The children of migrant families in Greece who do not have formal documents or are “out of status” face a difficult future. In the United States, children born in the country have a birthright to US citizenship regardless of the status of their parents. But in Greece and several other European countries, children do not have that birthright. They are also out of status, and face the potential of being deported when they turn 18, to a nation they have never known.
This was a central demand, then, of the United African Women Organization in Greece and other migrant groups. According to Loretta Macauley of Sierra Leone and Greece, “We want our children to feel that this country embraces them and gives them the opportunity to progress and to achieve their dreams. We want them to have a homeland.”
These children were a prominent part of the opening program on Sunday. As proud parents gathered round with cameras, the children of the Munting Nayon Community School presented songs in English, Greek and Tagalog.

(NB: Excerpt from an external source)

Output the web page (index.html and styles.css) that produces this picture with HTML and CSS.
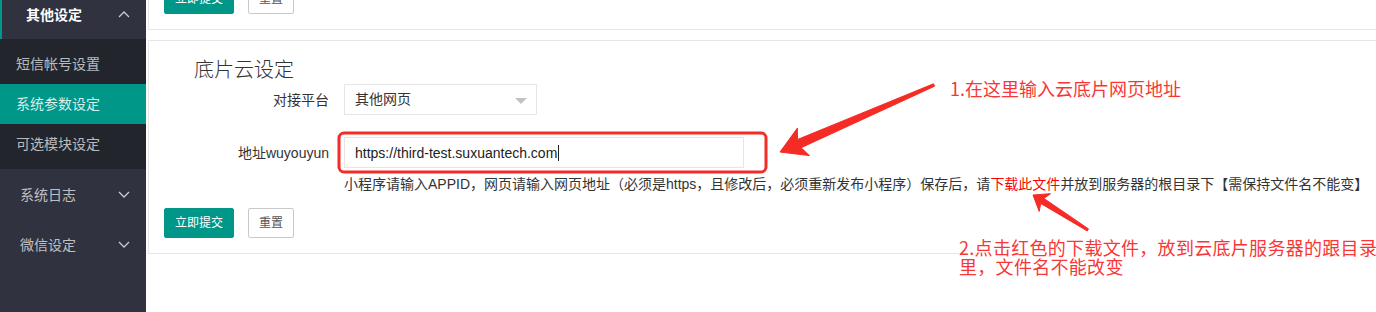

Debbie and Joe Valencia, of KASAPI, a Filipino migrant organization in Athens that is hosting the People’s Global Action, started the school.
Debbie comes from a United Methodist family in the Philippines and her mother, now in California, is a United Methodist Women
member. The school was initially created to educate Filipino children in Athens, but in response to demand it now serves 60 children of 16 different nationalities. As we heard them sing about a world without conflict or hunger, and about being the embodiment of their parents’ dreams, it was both inspiring and painful to consider their precarious status in Greece.
▲ Bangladeshi mother and son are residents in Athens. Photo by Carol Barton.
There is good news on the horizon. A new Greek government has committed to giving migrant children legal status. This will be a huge victory, which needs to be echoed in other European Union countries.
However, this is only a first step. When parents are detained and deported in the US, children who are US citizens may be left behind with relatives, or even incarcerated with their parents. The larger concern is regularization of status for parents as well – so that families can fulfill those dreams without fear, persecution, discrimination and exploitation.
We are reminded that the UN Convention on the Rights of the Child can be a tool to hold governments accountable for the rights of migrant children throughout the world. The United States government played an active role in the drafting of the Convention and signed it on 16 February 1995, but has not ratified it. The Obama administration has committed to reviewing this—so now is an important moment for United Methodist Women members to call on the administration and the Senate to ratify the Convention, as well as to lift up concerns for the rights of migrant children. Closer to home, we can advocate for US immigration policies that end mandatory detentions and deportations and focus on family unity.